# kimpex snowblower making chute auto with rechargable drill wiring



## tdejong302 (Nov 28, 2004)

I have a kimpex atv snowblower. The long arm that you use to turn the chute is a real pain. It doesn't turn easily and I have to almost get off of the 4 wheeler to turn it. I seen a conversion on youtube. A guy used a 14 volt drill mounted by the chute to turn the chute. He wired it to a switch that he can use to turn it. Here are my questions....... The drill that I want to use has 2 red, 2 black and 1 blue wires. The switch that I bought automatically goes back to the middle and toggles right/left for power. I am hoping right can be forward, left can be reverse. middle is off. How do I wire the switch and battery to the switch. Switch has 3 terminal. one on each end. one in the middle. thanks much. 

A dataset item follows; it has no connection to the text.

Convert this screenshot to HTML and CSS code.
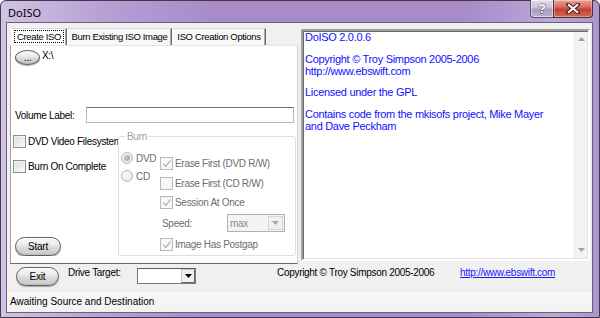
FILE: index.html
```html
<!DOCTYPE html>
<html>
<head>
<meta charset="utf-8">
<title>DoISO</title>
<link rel="stylesheet" href="styles.css">
</head>
<body>
<div class="window">
  <div class="titlebar">
    <span class="title">DoISO</span>
    <div class="caption-btns">
      <div class="cbtn help"><span>?</span></div>
      <div class="cbtn close">
        <svg width="14" height="11" viewBox="0 0 14 11"><path d="M2 1.5 L12 9.5 M12 1.5 L2 9.5" stroke="#4a2020" stroke-width="4" stroke-linecap="round"/><path d="M2.5 1.8 L11.5 9.2 M11.5 1.8 L2.5 9.2" stroke="#fff" stroke-width="2" stroke-linecap="round"/></svg>
      </div>
    </div>
  </div>
  <div class="client">
    <div class="main">
      <div class="tabs">
        <div class="tabstrip">
          <div class="tab active t1"><span class="focus">Create ISO</span></div>
          <div class="tab t2">Burn Existing ISO Image</div>
          <div class="tab t3">ISO Creation Options</div>
        </div>
        <div class="tabpanel">
          <div class="browse-row">
            <button class="pill browse">...</button>
            <span class="path">X:\</span>
          </div>
          <div class="vol-row">
            <span class="vol-label">Volume Label:</span>
            <div class="textbox"></div>
          </div>
          <div class="lower">
            <div class="leftcol">
              <div class="chk chk1"><span class="box"></span><span class="lbl">DVD Video Filesystem</span></div>
              <div class="chk chk2"><span class="box"></span><span class="lbl">Burn On Complete</span></div>
              <button class="pill start">Start</button>
            </div>
            <fieldset class="burn">
              <legend>Burn</legend>
              <div class="burn-body">
                <div class="radios">
                  <div class="radio r1"><span class="circle on"></span><span>DVD</span></div>
                  <div class="radio r2"><span class="circle"></span><span>CD</span></div>
                </div>
                <div class="checks">
                  <div class="dchk c1"><span class="dbox checked"></span><span>Erase First (DVD R/W)</span></div>
                  <div class="dchk c2"><span class="dbox"></span><span>Erase First (CD R/W)</span></div>
                  <div class="dchk c3"><span class="dbox checked"></span><span>Session At Once</span></div>
                  <div class="speed-row">
                    <span class="speed-lbl">Speed:</span>
                    <div class="dcombo"><span class="val">max</span><span class="darrow"><svg width="7" height="4" viewBox="0 0 7 4"><path d="M0 0 H7 L3.5 4 Z" fill="#a8a8a8"/></svg></span></div>
                  </div>
                  <div class="dchk c4"><span class="dbox checked"></span><span>Image Has Postgap</span></div>
                </div>
              </div>
            </fieldset>
          </div>
        </div>
      </div>
      <div class="rtb">
        <div class="rtb-text">
          <p>DoISO 2.0.0.6</p>
          <p>Copyright © Troy Simpson 2005-2006<br>http://www.ebswift.com</p>
          <p>Licensed under the GPL</p>
          <p>Contains code from the mkisofs project, Mike Mayer<br>and Dave Peckham</p>
        </div>
        <div class="vscroll">
          <svg width="7" height="4" viewBox="0 0 7 4"><path d="M0 4 H7 L3.5 0 Z" fill="#a0a0a0"/></svg>
          <svg width="7" height="4" viewBox="0 0 7 4"><path d="M0 0 H7 L3.5 4 Z" fill="#a0a0a0"/></svg>
        </div>
      </div>
    </div>
    <div class="bottom">
      <button class="pill exit">Exit</button>
      <span class="drive-lbl">Drive Target:</span>
      <div class="combo"><span class="cval"></span><span class="carrow"><svg width="7" height="4" viewBox="0 0 7 4"><path d="M0 0 H7 L3.5 4 Z" fill="#000"/></svg></span></div>
      <span class="copy">Copyright © Troy Simpson 2005-2006</span>
      <span class="link">http://www.ebswift.com</span>
    </div>
    <div class="status">Awaiting Source and Destination</div>
  </div>
</div>
</body>
</html>
```

FILE: styles.css
```css
* { box-sizing: border-box; }
html, body { margin: 0; padding: 0; }
body {
  width: 600px;
  height: 318px;
  overflow: hidden;
  font-family: "Liberation Sans", Arial, sans-serif;
  font-size: 10px;
  letter-spacing: -0.3px;
  color: #000;
  background: #fff;
}

.window {
  width: 600px;
  height: 318px;
  border: 1px solid #3f3a48;
  border-radius: 6px 6px 0 0;
  background: linear-gradient(to right, #d0c3e4 0%, #b79ed4 18%, #a98bca 35%, #a98bca 78%, #bba7d8 92%, #ae95cf 100%);
  display: flex;
  flex-direction: column;
  padding-bottom: 4px;
}

.titlebar {
  height: 21px;
  display: flex;
  align-items: flex-start;
  flex-shrink: 0;
}
.title {
  font-family: "Noto Sans", "Liberation Sans", sans-serif;
  font-size: 11px;
  letter-spacing: 0;
  line-height: 14px;
  padding: 5px 0 0 7px;
  color: #000;
}
.caption-btns {
  margin-left: auto;
  margin-right: 6px;
  display: flex;
}
.cbtn {
  height: 18px;
  margin-top: -1px;
  display: flex;
  align-items: center;
  justify-content: center;
  border: 1px solid #5d4f72;
  border-top: none;
}
.help {
  width: 23px;
  border-right: none;
  border-radius: 0 0 0 4px;
  background: linear-gradient(#e2dbec 0%, #cbc1da 45%, #a99cbd 55%, #bcafcf 100%);
  box-shadow: inset 0 0 0 1px rgba(255,255,255,0.5);
}
.help span {
  font-family: "Liberation Sans", sans-serif;
  font-weight: bold;
  font-size: 13px;
  color: #fff;
  letter-spacing: 0;
  -webkit-text-stroke: 0.8px #3d3350;
  paint-order: stroke fill;
  line-height: 13px;
}
.close {
  width: 40px;
  border-radius: 0 0 4px 0;
  border-color: #5a2b2b;
  background: linear-gradient(#e9a497 0%, #d66f60 40%, #c43f30 55%, #d06a58 100%);
  box-shadow: inset 0 0 0 1px rgba(255,255,255,0.35);
}

.client {
  flex: 1;
  margin: 0 6px 0 5px;
  border: 1px solid #6a6378;
  background: #f0f0f0;
  display: flex;
  flex-direction: column;
}

.main {
  height: 241px;
  flex-shrink: 0;
  display: flex;
  padding: 5px 0 0 3px;
}

.tabs {
  width: 288px;
  display: flex;
  flex-direction: column;
}
.tabstrip {
  height: 17px;
  display: flex;
  flex-shrink: 0;
}
.tab {
  height: 17px;
  line-height: 15px;
  text-align: center;
  white-space: nowrap;
  font-size: 9.5px;
  letter-spacing: -0.35px;
  background: #f7f7f7;
  border-top: 1px solid #d8d8d8;
  border-left: 1px solid #fff;
  border-right: 1px solid #6b6b6b;
  box-shadow: inset -1px 0 #a8a8a8;
}
.t1 { width: 56px; margin-left: 1px; background: #fff; padding: 1px 2px 2px 2px; }
.t2 { width: 105px; }
.t3 { width: 94px; }
.focus {
  display: block;
  height: 13px;
  line-height: 11px;
  border: 1px dotted #000;
}

.tabpanel {
  flex: 1;
  background: #fff;
  border: 1px solid;
  border-color: #e6e6e6 #d0d0d0 #6b6b6b #a0a0a0;
  display: flex;
  flex-direction: column;
}

.pill {
  font-family: "Liberation Sans", Arial, sans-serif;
  font-size: 10px;
  letter-spacing: -0.2px;
  color: #000;
  padding: 0;
  border: 1px solid #626262;
  border-radius: 10px;
  background: linear-gradient(#f6f6f6 0%, #ececec 40%, #dadada 55%, #c9c9c9 100%);
  box-shadow: inset 0 1px 0 #fff, inset 0 -1px 1px #b8b8b8, 0 1px 1px rgba(0,0,0,0.3);
}

.browse-row {
  display: flex;
  align-items: flex-start;
  padding: 4px 0 0 4px;
}
.browse {
  width: 25px;
  height: 15px;
  border-radius: 50%;
  line-height: 11px;
}
.path {
  margin-left: 2px;
  line-height: 12px;
}

.vol-row {
  display: flex;
  align-items: center;
  margin-top: 42px;
  padding-left: 4px;
}
.vol-label { width: 71px; }
.textbox {
  width: 208px;
  height: 16px;
  border: 1px solid #b5b8bd;
  border-top-color: #6f6f6f;
  background: #fff;
}

.lower {
  display: flex;
  margin-top: 7px;
}
.leftcol {
  width: 107px;
  padding-left: 2px;
  display: flex;
  flex-direction: column;
  align-items: flex-start;
  overflow: hidden;
  white-space: nowrap;
}
.chk {
  display: flex;
  align-items: center;
  height: 13px;
}
.chk1 { margin-top: 5px; }
.chk2 { margin-top: 12px; }
.box {
  width: 13px;
  height: 13px;
  flex-shrink: 0;
  border: 1px solid #8e8f8f;
  background: linear-gradient(135deg, #dcdcdc, #fbfbfb);
  box-shadow: inset 0 0 0 1px #f4f4f4;
  margin-right: 2px;
}
.start {
  width: 46px;
  height: 19px;
  margin: 64px 0 0 2px;
}

.burn {
  width: 178px;
  margin: 0;
  padding: 0 0 2px 0;
  border: 1px solid #d5dfe5;
  border-radius: 3px;
  min-width: 0;
}
.burn legend {
  color: #a0a0a0;
  margin-left: 6px;
  padding: 0 2px;
  line-height: 13px;
}
.burn-body {
  display: flex;
}
.radios {
  width: 41px;
  padding: 9px 0 0 2px;
  color: #6d6d6d;
}
.radio {
  display: flex;
  align-items: center;
  height: 12px;
}
.r2 { margin-top: 6px; }
.circle {
  width: 12px;
  height: 12px;
  border-radius: 50%;
  border: 1px solid #b8b8b8;
  background: radial-gradient(circle at 40% 40%, #fafafa, #e4e4e4);
  margin-right: 3px;
  flex-shrink: 0;
  display: flex;
  align-items: center;
  justify-content: center;
}
.circle.on::after {
  content: "";
  width: 6px;
  height: 6px;
  border-radius: 50%;
  background: radial-gradient(circle at 40% 40%, #c8c8c8, #9a9a9a);
}
.checks {
  padding-top: 14px;
  color: #6d6d6d;
  white-space: nowrap;
}
.dchk {
  display: flex;
  align-items: center;
  height: 13px;
}
.c2 { margin-top: 7px; }
.c3 { margin-top: 6px; }
.c4 { margin-top: 6px; }
.dbox {
  width: 13px;
  height: 13px;
  border: 1px solid #b8b8b8;
  background: #f7f7f7;
  margin-right: 2px;
  flex-shrink: 0;
  display: flex;
  align-items: center;
  justify-content: center;
}
.dbox.checked::after {
  content: "";
  width: 3px;
  height: 7px;
  border: solid #a6a6a6;
  border-width: 0 1.5px 1.5px 0;
  transform: rotate(40deg) translate(-1px, -1px);
}
.speed-row {
  display: flex;
  align-items: center;
  margin-top: 5px;
  height: 18px;
  padding-left: 2px;
}
.speed-lbl { width: 65px; }
.dcombo {
  width: 58px;
  height: 18px;
  border: 1px solid #adb2b5;
  background: #f4f4f4;
  display: flex;
  align-items: center;
}
.dcombo .val { padding-left: 2px; color: #8a8a8a; }
.darrow {
  margin-left: auto;
  width: 15px;
  height: 14px;
  margin-right: 1px;
  border: 1px solid #d4d4d4;
  background: #f0f0f0;
  display: flex;
  align-items: center;
  justify-content: center;
}

.rtb {
  width: 289px;
  height: 232px;
  margin: 1px 0 0 3px;
  border: 2px solid;
  border-color: #a0a0a0 #fff #fff #a0a0a0;
  box-shadow: inset 1px 1px #696969, inset -1px -1px #e3e3e3;
  background: #fff;
  display: flex;
}
.rtb-text {
  flex: 1;
  padding: 0 0 0 2px;
  color: #1010ff;
  font-size: 11px;
  letter-spacing: -0.3px;
  line-height: 12px;
  white-space: nowrap;
}
.rtb-text p { margin: 0 0 9.5px 0; }
.vscroll {
  width: 13px;
  margin: 1px 1px 1px 0;
  background: #f3f3f3;
  border-left: 1px solid #e9e9e9;
  display: flex;
  flex-direction: column;
  align-items: center;
  justify-content: space-between;
  padding: 5px 0 6px 0;
}

.bottom {
  height: 28px;
  flex-shrink: 0;
  display: flex;
  align-items: flex-start;
  padding-left: 9px;
}
.exit {
  width: 43px;
  height: 19px;
  margin-top: 3px;
}
.drive-lbl {
  width: 69px;
  margin: 3px 0 0 9px;
  line-height: 12px;
}
.combo {
  width: 59px;
  height: 16px;
  margin-top: 4px;
  border: 1px solid #7a7a7a;
  border-top-color: #5a5a5a;
  background: #fff;
  display: flex;
}
.carrow {
  margin-left: auto;
  width: 14px;
  height: 14px;
  background: #f0f0f0;
  border: 1px solid #c8c8c8;
  border-right-color: #6a6a6a;
  border-bottom-color: #6a6a6a;
  display: flex;
  align-items: center;
  justify-content: center;
}
.copy {
  width: 183px;
  margin: 3px 0 0 81px;
  line-height: 12px;
  white-space: nowrap;
}
.link {
  margin-top: 3px;
  line-height: 12px;
  color: #1a1aff;
  text-decoration: underline;
  white-space: nowrap;
}

.status {
  flex: 1;
  line-height: 20px;
  padding-left: 3px;
  letter-spacing: 0;
  background: linear-gradient(#f7f7f7, #f2f2f2);
}
```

p.s. If you have never used a kimpex blower they work awesome.


----------



## jpollman (Jan 14, 2001)

What brand/type (size,voltage) of cordless drill are you trying to use? If it's a higher-end model, you may be able to download a manual that might have a schematic. Then it would be easy to figure out how to wire it.

John


----------



## tdejong302 (Nov 28, 2004)

Dewalt, 14.4 volt. thx.


----------